- [What you will do]: Extract and list every line that contains the word "index".

---

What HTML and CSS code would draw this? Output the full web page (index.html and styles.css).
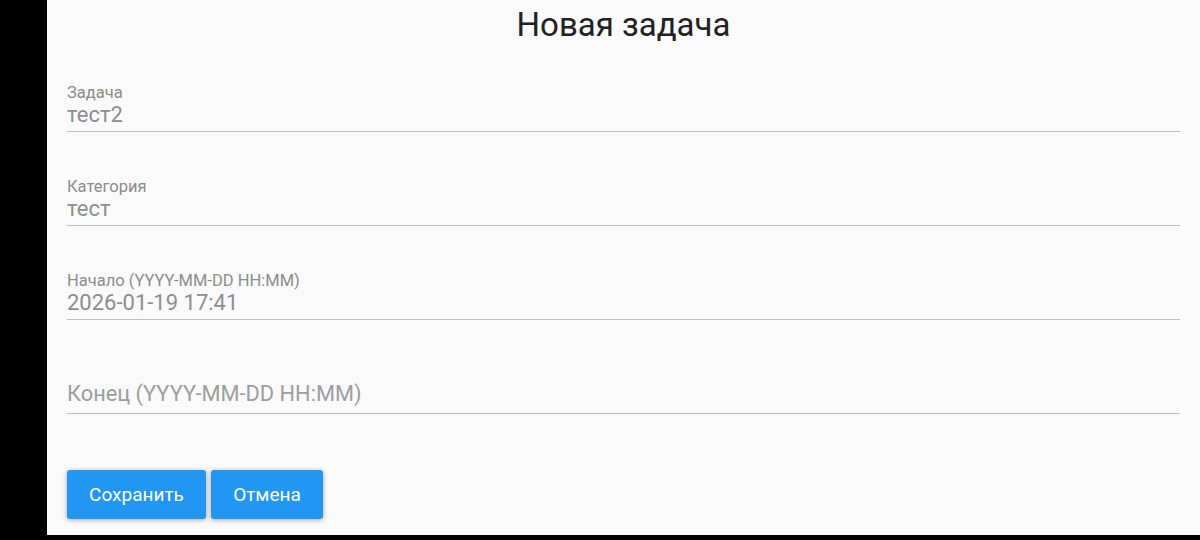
FILE: index.html
```html
<!DOCTYPE html>
<html lang="ru">
<head>
<meta charset="utf-8">
<title>Новая задача</title>
<link rel="stylesheet" href="styles.css">
</head>
<body>
<div class="screen">
  <main class="panel">
    <h1 class="title">Новая задача</h1>
    <div class="field">
      <div class="label">Задача</div>
      <div class="value">тест2</div>
    </div>
    <div class="field">
      <div class="label">Категория</div>
      <div class="value">тест</div>
    </div>
    <div class="field">
      <div class="label">Начало (YYYY-MM-DD HH:MM)</div>
      <div class="value">2026-01-19 17:41</div>
    </div>
    <div class="field field-empty">
      <div class="placeholder">Конец (YYYY-MM-DD HH:MM)</div>
    </div>
    <div class="actions">
      <button class="btn btn-save">Сохранить</button>
      <button class="btn btn-cancel">Отмена</button>
    </div>
  </main>
</div>
</body>
</html>
```

FILE: styles.css
```css
html, body {
  margin: 0;
  padding: 0;
  background: #000;
  height: 540px;
  overflow: hidden;
}

.screen {
  display: flex;
  height: 540px;
}

.panel {
  margin-left: 47px;
  width: 1153px;
  height: 535px;
  background: #fafafa;
  box-sizing: border-box;
  padding: 0 20px;
  font-family: Roboto, "Noto Sans", sans-serif;
}

.title {
  margin: 0;
  padding-top: 5px;
  font-size: 33px;
  line-height: 40px;
  font-weight: 400;
  color: #212121;
  text-align: center;
}

.field {
  margin-top: 45px;
  border-bottom: 1px solid #bfbfbf;
  padding-bottom: 3px;
}

.title + .field {
  margin-top: 38px;
}

.label {
  font-size: 16.5px;
  line-height: 19px;
  color: #8c8c8c;
}

.value {
  font-size: 22px;
  line-height: 26px;
  color: #8e8e8e;
}

.field-empty {
  padding-top: 16px;
  padding-bottom: 6px;
}

.placeholder {
  font-size: 21.8px;
  line-height: 26px;
  color: #9e9e9e;
}

.actions {
  display: flex;
  gap: 5px;
  margin-top: 56px;
}

.btn {
  border: none;
  border-radius: 3px;
  background: #2196f3;
  color: #fff;
  font-family: Roboto, "Noto Sans", sans-serif;
  font-size: 19px;
  height: 49px;
  padding: 0;
  box-shadow: 0 1px 5px rgba(0, 0, 0, 0.35);
}

.btn-save {
  width: 139px;
}

.btn-cancel {
  width: 112px;
}
```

---

- [Exercise output]:
What HTML and CSS code would draw this? Output the full web page (index.html and styles.css).
FILE: index.html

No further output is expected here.